Elle passe devant moi. Je la suis, nous mar­chons, nous emprun­tons un escalier, elle ouvre une porte, allume une salle, frappe con­tre une loge, s’ex­cuse: elle espérait trou­ver là un concierge, mais, n’est-ce pas, il a dû ren­tr­er chez lui?
L’heure tourne. J’ai pris une demi-heure d’a­vance. Celle-ci sera bien­tôt épuisée. La dame est pleine de bonne volon­té.
- Vous pou­vez me répéter ce que vous cherchez…?

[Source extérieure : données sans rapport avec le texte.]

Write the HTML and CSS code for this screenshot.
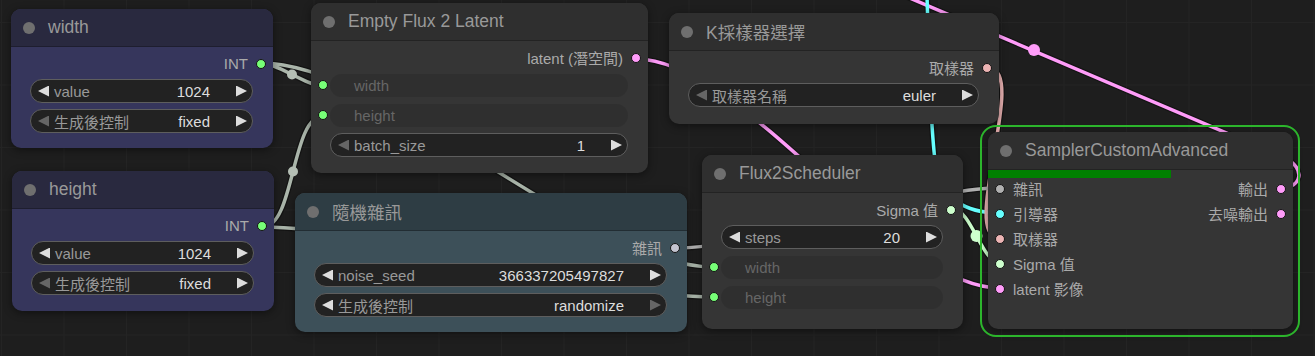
FILE: index.html
```html
<!DOCTYPE html>
<html lang="zh-Hant">
  <head>
    <meta charset="UTF-8" />
    <title>Flux 2 Workflow</title>
    <link rel="stylesheet" href="styles.css">
  </head>
  <body>
    <div class="canvas">
      <!-- Links layer (drawn under the nodes) -->
      <svg class="links" width="1315" height="356" viewBox="0 0 1315 356">
        <defs>
          <path id="l1" d="M261,63 C277.5,63 306.5,86 323,86" />
          <path id="l2" d="M263,227 C294.5,227 291.5,116 323,116" />
          <path id="l3" d="M261,63 C385,63 589,267 713,267" />
          <path id="l4" d="M263,227 C377,227 599,297 713,297" />
          <path id="l5" d="M636,59 C743.5,59 892.5,288 1000,288" />
          <path id="l6" d="M988,68 C1030.6,68 957.4,238 1000,238" />
          <path id="l7" d="M677,248 C759,248 918,188 1000,188" />
          <path id="l8" d="M953,209 C970.9,209 982.1,263 1000,263" />
          <path id="l9" d="M927,-4 C929,60 930,120 935,160 C942,200 965,213 1000,213" />
          <path id="l10" d="M1281,188 C1302,188 1306,168 1285,158 L905,-4" />
        </defs>
        <g class="under">
          <use href="#l1" /><use href="#l2" /><use href="#l3" /><use href="#l4" />
          <use href="#l5" /><use href="#l6" /><use href="#l7" /><use href="#l8" />
          <use href="#l9" /><use href="#l10" />
        </g>
        <use href="#l3" class="link l-int" />
        <use href="#l4" class="link l-int" />
        <use href="#l1" class="link l-int" />
        <use href="#l2" class="link l-int" />
        <use href="#l5" class="link l-latent" />
        <use href="#l10" class="link l-latent" />
        <use href="#l9" class="link l-guider" />
        <use href="#l6" class="link l-sampler" />
        <use href="#l7" class="link l-noise" />
        <use href="#l8" class="link l-sigma" />
        <!-- link center markers -->
        <circle cx="292" cy="74.5" r="5" class="mark m-int" />
        <circle cx="293" cy="171.5" r="5" class="mark m-int" />
        <circle cx="976.5" cy="236" r="6" class="mark m-sigma" />
        <circle cx="1034" cy="50" r="6" class="mark m-latent" />
      </svg>

      <!-- width -->
      <div class="node blue n-width">
        <div class="title"><span class="tdot"></span>width</div>
        <div class="body">
          <div class="out">INT<i class="dot int"></i></div>
          <div class="widget">
            <b class="arr l"></b><span class="lbl">value</span><span class="val">1024</span><b class="arr r"></b>
          </div>
          <div class="widget">
            <b class="arr l dim"></b><span class="lbl">生成後控制</span><span class="val">fixed</span><b class="arr r"></b>
          </div>
        </div>
      </div>

      <!-- height -->
      <div class="node blue n-height">
        <div class="title"><span class="tdot"></span>height</div>
        <div class="body">
          <div class="out">INT<i class="dot int"></i></div>
          <div class="widget">
            <b class="arr l"></b><span class="lbl">value</span><span class="val">1024</span><b class="arr r"></b>
          </div>
          <div class="widget">
            <b class="arr l dim"></b><span class="lbl">生成後控制</span><span class="val">fixed</span><b class="arr r"></b>
          </div>
        </div>
      </div>

      <!-- Empty Flux 2 Latent -->
      <div class="node n-latent">
        <div class="title"><span class="tdot"></span>Empty Flux 2 Latent</div>
        <div class="body">
          <div class="out">latent (潛空間)<i class="dot latent"></i></div>
          <div class="crow"><i class="dot int"></i><div class="pill">width</div></div>
          <div class="crow"><i class="dot int"></i><div class="pill">height</div></div>
          <div class="widget">
            <b class="arr l dim"></b><span class="lbl">batch_size</span><span class="val">1</span><b class="arr r"></b>
          </div>
        </div>
      </div>

      <!-- K sampler select -->
      <div class="node n-ksel">
        <div class="title"><span class="tdot"></span>K採樣器選擇</div>
        <div class="body">
          <div class="out">取樣器<i class="dot sampler"></i></div>
          <div class="widget">
            <b class="arr l dim"></b><span class="lbl">取樣器名稱</span><span class="val">euler</span><b class="arr r"></b>
          </div>
        </div>
      </div>

      <!-- Random noise -->
      <div class="node slate n-noise">
        <div class="title"><span class="tdot"></span>隨機雜訊</div>
        <div class="body">
          <div class="out">雜訊<i class="dot noise"></i></div>
          <div class="widget">
            <b class="arr l"></b><span class="lbl">noise_seed</span><span class="val">366337205497827</span><b class="arr r"></b>
          </div>
          <div class="widget">
            <b class="arr l"></b><span class="lbl">生成後控制</span><span class="val">randomize</span><b class="arr r dim"></b>
          </div>
        </div>
      </div>

      <!-- Flux2Scheduler -->
      <div class="node n-sched">
        <div class="title"><span class="tdot"></span>Flux2Scheduler</div>
        <div class="body">
          <div class="out">Sigma 值<i class="dot sigma"></i></div>
          <div class="widget">
            <b class="arr l"></b><span class="lbl">steps</span><span class="val">20</span><b class="arr r"></b>
          </div>
          <div class="crow"><i class="dot int"></i><div class="pill">width</div></div>
          <div class="crow"><i class="dot int"></i><div class="pill">height</div></div>
        </div>
      </div>

      <!-- SamplerCustomAdvanced (running) -->
      <div class="node selected n-sca">
        <div class="title"><span class="tdot"></span>SamplerCustomAdvanced</div>
        <div class="body split">
          <div class="col">
            <div class="in"><i class="dot noise-in"></i>雜訊</div>
            <div class="in"><i class="dot guider"></i>引導器</div>
            <div class="in"><i class="dot sampler"></i>取樣器</div>
            <div class="in"><i class="dot sigma"></i>Sigma 值</div>
            <div class="in"><i class="dot latent"></i>latent 影像</div>
          </div>
          <div class="col">
            <div class="out">輸出<i class="dot latent"></i></div>
            <div class="out">去噪輸出<i class="dot latent"></i></div>
          </div>
        </div>
        <div class="progress"></div>
      </div>
    </div>
  </body>
</html>
```

FILE: styles.css
```css
/* Global */
* {
  box-sizing: border-box;
}

body {
  margin: 0;
  width: 1315px;
  height: 356px;
  overflow: hidden;
  background-color: #1e1e1e;
  font-family: "Liberation Sans", "Noto Sans CJK TC", sans-serif;
}

/* Canvas with faint grid */
.canvas {
  position: relative;
  width: 1315px;
  height: 356px;
  overflow: hidden;
  background-color: #1e1e1e;
  background-image: linear-gradient(90deg, #242424 1px, transparent 1px),
    linear-gradient(#242424 1px, transparent 1px);
  background-size: 62.5px 62.5px;
  background-position: 1px 22px;
}

/* Links */
.links {
  position: absolute;
  left: 0;
  top: 0;
}

.under {
  fill: none;
  stroke: #000;
  stroke-width: 6;
  opacity: 0.35;
}

.link {
  fill: none;
  stroke-width: 3.5;
  stroke-linecap: round;
}

.l-int { stroke: #aab5aa; }
.l-latent { stroke: #ff9cf9; }
.l-guider { stroke: #66ffff; }
.l-sampler { stroke: #ecb4b4; }
.l-noise { stroke: #b0b0b0; }
.l-sigma { stroke: #cdffcd; }

.mark { stroke: none; }
.m-int { fill: #b4beb4; }
.m-sigma { fill: #cdffcd; }
.m-latent { fill: #ff9cf9; }

/* Nodes */
.node {
  position: absolute;
  display: flex;
  flex-direction: column;
  border-radius: 10px;
  background-color: #353535;
  box-shadow: 0 2px 8px rgba(0, 0, 0, 0.45);
}

.title {
  flex: none;
  height: 38px;
  display: flex;
  align-items: center;
  gap: 13px;
  padding-left: 12px;
  font-size: 17.5px;
  color: #999;
  background-color: #2f2f2f;
  border-radius: 10px 10px 0 0;
  border-bottom: 1px solid rgba(0, 0, 0, 0.25);
  white-space: nowrap;
}

.tdot {
  width: 12px;
  height: 12px;
  border-radius: 50%;
  background-color: #6f6f6f;
}

.body {
  display: flex;
  flex-direction: column;
  padding-top: 4px;
}

.body.split {
  flex-direction: row;
  justify-content: space-between;
  padding-top: 6px;
}

.col {
  display: flex;
  flex-direction: column;
}

/* Slots */
.out,
.in {
  height: 25px;
  display: flex;
  align-items: center;
  gap: 8px;
  font-size: 15px;
  color: #aaa;
  white-space: nowrap;
}

.out {
  justify-content: flex-end;
  padding-right: 7px;
}

.in {
  padding-left: 7px;
}

.dot {
  flex: none;
  width: 10px;
  height: 10px;
  border-radius: 50%;
  border: 1px solid #141414;
}

.int { background-color: #77ff77; }
.latent { background-color: #ff9cf9; }
.sampler { background-color: #ecb4b4; }
.noise { background-color: #c4c4d0; }
.noise-in { background-color: #b0b0b0; }
.sigma { background-color: #cdffcd; }
.guider { background-color: #66ffff; }

/* Widgets */
.widget {
  flex: none;
  height: 24px;
  margin: 3px 20px 3px 19px;
  padding: 0 5px 0 7px;
  display: flex;
  align-items: center;
  border: 1px solid #5e5e5e;
  border-radius: 12px;
  background-color: #222;
  font-size: 15px;
}

.arr {
  flex: none;
  width: 11px;
  height: 11px;
  background-color: #ddd;
}

.arr.l {
  clip-path: polygon(0 50%, 100% 0, 100% 100%);
}

.arr.r {
  clip-path: polygon(0 0, 100% 50%, 0 100%);
}

.arr.dim {
  background-color: #666;
}

.lbl {
  flex: 1;
  margin-left: 5px;
  color: #999;
  white-space: nowrap;
}

.val {
  margin-right: 26px;
  color: #ddd;
}

/* Converted widget inputs */
.crow {
  flex: none;
  height: 24px;
  margin: 3px 20px 3px 7px;
  display: flex;
  align-items: center;
  gap: 2px;
}

.pill {
  flex: 1;
  height: 23px;
  display: flex;
  align-items: center;
  padding-left: 24px;
  border-radius: 12px;
  background-color: rgba(0, 0, 0, 0.1);
  font-size: 15px;
  color: #666;
}

/* Colour variants */
.blue {
  background-color: #36365c;
}

.blue .title {
  background-color: #29293f;
}

.slate {
  background-color: #3d5059;
}

.slate .title {
  background-color: #2e3d44;
}

/* Running node */
.selected::before {
  content: "";
  position: absolute;
  top: -7px;
  right: -7px;
  bottom: -8px;
  left: -8px;
  border: 2px solid #2cb52c;
  border-radius: 16px;
  pointer-events: none;
}

.progress {
  position: absolute;
  left: 0;
  top: 38px;
  width: 183px;
  height: 8px;
  background-color: #008000;
}

/* Node placement on the canvas */
.n-width { left: 11px; top: 9px; width: 262px; height: 139px; }
.n-height { left: 12px; top: 171px; width: 262px; height: 140px; }
.n-latent { left: 311px; top: 3px; width: 337px; height: 170px; }
.n-ksel { left: 669px; top: 13px; width: 330px; height: 111px; }
.n-noise { left: 295px; top: 193px; width: 392px; height: 139px; }
.n-sched { left: 702px; top: 155px; width: 261px; height: 174px; }
.n-sca { left: 988px; top: 132px; width: 305px; height: 197px; }
```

Elle me dirige alors sur les gym­nas­es. Il s’ag­it de con­tourn­er les bâti­ments que nous avons vis­ités et de dévaler la rue de Morat pour remon­ter à flanc de colline. Je file, trop heureux de me débar­rass­er d’elle. Au bout de quelques min­utes, je fais irrup­tion sur un ter­rain de bas­ket. L’ar­bi­tre fait preuve de sol­lic­i­tude. Lui aus­si essaie de com­pren­dre ce que je cherche. Je ressors. J’aperçois un noir enca­pu­chon­né, le hèle. Il ne par­le pas français. Qua­tre à qua­tre, je monte les march­es de l’escalier qui mène aux rem­parts, dans le quarti­er de l’Alt, et me voici devant la porte d’où je suis par­ti vingt min­utes plus tôt. La bib­lio­thèque est tou­jours là, avec sa salle de lec­ture éclairée qui donne sur la rue Joseph-Piller, et en face, le bâti­ment sco­laire est celui que j’ai exploré avec con­vic­tion au début de ma recherche. Mon jeans est moite, mon T‑shirt mouil­lé, le cours vient de com­mencer. Je souf­fle sur un banc. Soudain la dame sort à recu­lons du bâti­ment, tourne la clef dans la ser­rure.
- Alors, vous avez trou­vé votre leçon de judo?
- Oui, mer­ci.
- Tant mieux, tant mieux… Bonne soirée!

Sir Paul

Dans New, son album paru ces jours, McCart­ney chante: “On my way to work, I road a big green bus…” Lui qui ne se rend pas et jamais ne s’est ren­du à son tra­vail à l’heure de pointe, lui l’homme le plus riche d’An­gleterre, désor­mais sep­tu­agé­naire, parce qu’il joue de la pop, demeure cap­tif de son pub­lic et faute de s’i­den­ti­fi­er à celui-ci, ne saurait l’enchanter.